Mais après qu’il a défendu de rien faire par vanité, qu’il a montré combien cette passion serait pernicieuse, comme ce serait travailler inutilement et perdre tout le fruit des bonnes oeuvres, il relève ensuite les pensées des auditeurs, en leur parlant de son Père et du ciel, pour ne pas les toucher par la seule crainte de ce qu’ils peuvent perdre, mais pour les encourager encore par le souvenir de Celui qui les a créés.

« Autrement vous ne recevrez point la récompense de votre Père qui est dans le « ciel (1). » Il ne s’arrête pas là, mais il va plus loin et se sert de plusieurs moyens pour dé. tourner de la vaine gloire. Comme il leur a proposé auparavant les publicains elles païens pour confondre par cette comparaison ceux qui les imiteraient, il leur propose ici de même les hypocrites.

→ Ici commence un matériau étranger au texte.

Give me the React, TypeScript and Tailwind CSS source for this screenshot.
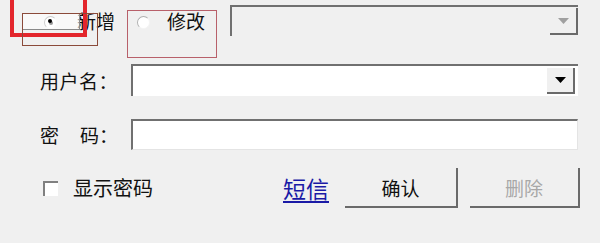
import React from "react";

const font = { fontFamily: '"Noto Sans CJK SC", "Noto Sans", sans-serif' };

function Radio({ checked, faint }: { checked?: boolean; faint?: boolean }) {
  return (
    <span
      className={
        "relative inline-block w-[13px] h-[13px] rounded-full bg-white border border-b-[#f4f4f4] border-r-[#f4f4f4] " +
        (faint ? "border-[#b0b0b0]" : "border-[#808080]")
      }
    >
      {checked && <span className="absolute left-[3.5px] top-[3.5px] w-[4px] h-[4px] rounded-full bg-black" />}
    </span>
  );
}

function DropButton({ disabled }: { disabled?: boolean }) {
  return (
    <div className="h-full w-[28px] flex items-center justify-center border-r-2 border-b-2 border-[#6a6a6a] bg-[#f0f0f0]">
      <svg width="11" height="6" viewBox="0 0 11 6">
        <path d="M0 0 L11 0 L5.5 6 Z" fill={disabled ? "#a0a0a0" : "#000"} />
      </svg>
    </div>
  );
}

export default function App() {
  return (
    <div
      className="relative w-[600px] h-[243px] overflow-hidden bg-[#f0f0f0] text-[#111] pt-[5px]"
      style={font}
    >
      {/* row 1: radios + disabled combo */}
      <div className="flex items-center h-[31px]">
        <div className="w-[230px] flex items-center text-[19px] leading-none">
          <span className="ml-[44px]"><Radio checked /></span>
          <span className="ml-[20px]">新增</span>
          <span className="ml-[22px]"><Radio faint /></span>
          <span className="ml-[17px]">修改</span>
        </div>
        <div className="w-[348px] h-full flex justify-end border-l-2 border-t-2 border-[#707070] bg-[#f0f0f0] py-[1px]">
          <DropButton disabled />
        </div>
      </div>

      {/* row 2: user name */}
      <div className="flex items-center h-[32px] mt-[28px]">
        <div className="w-[131px] pl-[40px] text-[19px] leading-none tracking-[0.5px]">用户名：</div>
        <div className="w-[447px] h-full flex justify-end border-l-2 border-t-2 border-[#707070] bg-white py-[2px] pr-[3px]">
          <DropButton />
        </div>
      </div>

      {/* row 3: password */}
      <div className="flex items-center h-[31px] mt-[23px]">
        <div className="w-[131px] pl-[40px] text-[19px] leading-none flex">
          <span>密</span>
          <span className="ml-[21px]">码：</span>
        </div>
        <div className="w-[447px] h-full border-l-2 border-t-2 border-[#707070] border-b border-r border-b-[#e4e4e4] border-r-[#e4e4e4] bg-white" />
      </div>

      {/* row 4 */}
      <div className="flex items-center h-[40px] mt-[18px]">
        <div className="ml-[43px] w-[15px] h-[15px] bg-white border-l-2 border-t-2 border-[#808080]" />
        <span className="ml-[15px] text-[20px] leading-none">显示密码</span>
        <span className="ml-[130px] text-[23px] leading-none text-[#1a1aa6] underline underline-offset-[3px]">短信</span>
        <button className="ml-[16px] w-[113px] h-full bg-[#f0f0f0] border-r-2 border-b-2 border-[#6a6a6a] text-[19px] leading-none" style={font}>
          确认
        </button>
        <button className="ml-[12px] w-[110px] h-full bg-[#f0f0f0] border-r-2 border-b-2 border-[#6a6a6a] text-[19px] leading-none text-[#a8a8a8]" style={font}>
          删除
        </button>
      </div>

      {/* annotation overlays */}
      <div className="absolute left-[10px] top-[-4px] w-[77px] h-[41px] border-4 border-[#e3262c]" />
      <div className="absolute left-[22px] top-[13px] w-[58px] h-[17px] border border-[#8a8a8a] bg-white/60" />
      <div className="absolute left-[48px] top-[19px] w-[4px] h-[4px] rounded-full bg-black" />
      <div className="absolute left-[22px] top-[13px] w-[76px] h-[33px] border border-[#8b4a3a]" />
      <div className="absolute left-[127px] top-[10px] w-[90px] h-[48px] border border-[#b8606a]" />
    </div>
  );
}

« Lors donc que vous ferez l’aumône ne faites point sonner la trompette devant vous, «comme le font les hypocrites dans les synagogues et dans les places publiques, pour être honorés des hommes. Je vous dis en vérité que déjà ils ont reçu leur récompense (2). » Je ne parle pas de la sorte pour marquer qu’en effet ces personnes sonnent de la trompette en donnant l’aumône, mais pour montrer seulement la passion furieuse qu’ils avaient d’être vus des hommes, se moquant d’eux par cette expression figurée. Et c’est avec grande raison qu’il les appelle « hypocrites, » puisqu’ils sont charitables en apparence, mais cruels et inhumains dans le coeur. Car ils ne donnent pas l’aumône par une sincère compassion de leur prochain, mais par (158) un désir de s’acquérir de la gloire. Et n’est-ce pas une cruauté extrême, lorsque votre. frère meurt de faim, de penser à vous procurer de l’estime et non à le soulager dans ses maux? Ainsi la vertu de l’aumône ne consiste pas simplement à donner, mais à donner de la manière et pour la. fin que Dieu nous commande.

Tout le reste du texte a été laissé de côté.